Throughput needs drive vision-system camera choices

Mark Butler Product Manager Dalsa Digital Imaging Courtesy of Dalsa Digital Imaging.

Q: What camera features do electronics manufacturers look for today?

A: A lot depends on the application—pick-and-place has different needs from AOI, x-ray, or layer-upon-layer bare-board inspection. Some companies choose analog cameras for pick-and-place, for example, often using as many as 20 to ensure proper component position. Cameras mounted inside production equipment can provide a troubleshooting tool for the equipment itself.

Q: What is the most significant factor driving manufacturers’ choice of camera?

A: Everyone wants high-quality images and wants cameras to be small and easy to use. But our customers’ number one priority is throughput—how fast they can inspect their boards.

A few years ago, we introduced a 2-Mpixel camera that took 30 fps and a 4-Mpixel camera at 15 fps. With the larger number of pixels, the camera can see more of the board in each image and can cover the board with fewer images. As parts and other board features continue to shrink, however, you need higher resolution to maintain the same field of view. That’s why we introduced the 4M60 camera that produces 4-Mpixel images at a full 60 fps.

Q: Why has higher resolution become such an imperative?

A: No matter how small features become, inspecting them requires the same number of pixels. If you need 5 pixels to detect a bad lead, as the leads get smaller, you still need 5 pixels, but they cover a smaller area. Either you have to increase the camera resolution or cope with a larger number of images to cover the entire board surface.

Q: What are the consequences of needing higher resolution?

A: Most high-speed camera imaging chips use “rolling shutter” CMOS technology, which acquires the image in a series of rows—up to the imager’s maximum. The technique exhibits time-domain effects. If either the object under inspection or the camera is moving, each row is acquired at a different moment in time and therefore a different point in space. Straight lines can look slanted. The image is less precise than it could be.

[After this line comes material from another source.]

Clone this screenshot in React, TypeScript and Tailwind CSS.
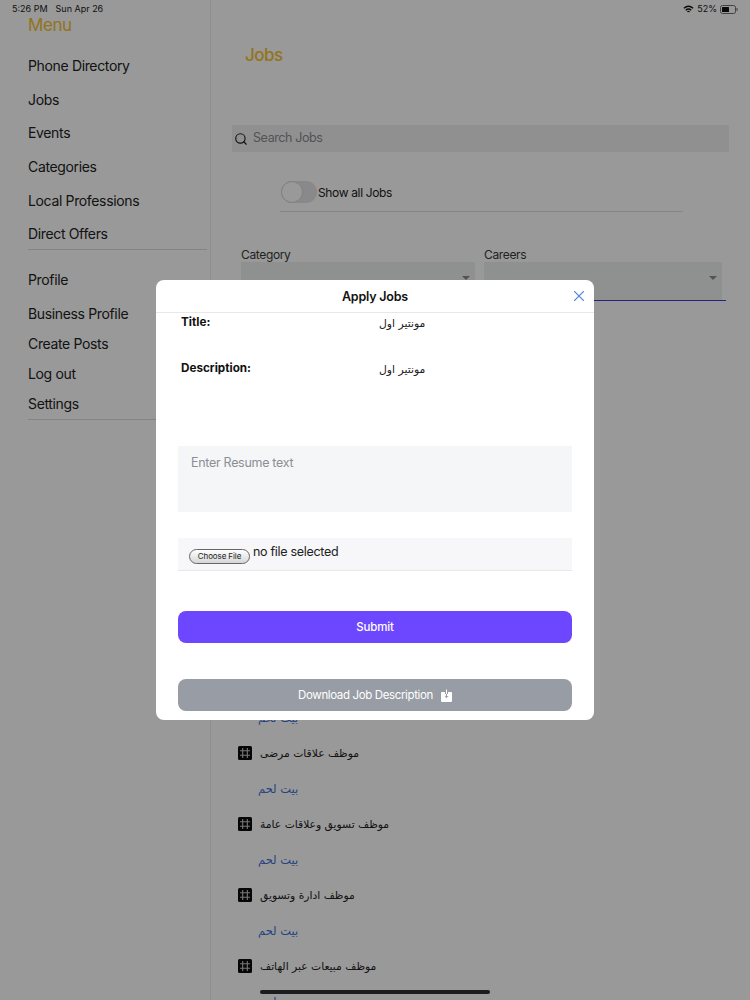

We designed a special CMOS chip with a global shutter that captures the entire frame at once to avoid that effect. It can also integrate one image while reading out another, increasing the camera’s effective frame rate.

Q: Do you lose throughput while repositioning the camera?

A: While the camera is in one place, the system takes a complete set of images, changing color, lighting, incidence angle, and so on. You perform image analysis while the camera moves to the next location, in say 200 ms. That way you can maximize your efficiency and throughput. In other cases, the board moves rather than the camera itself.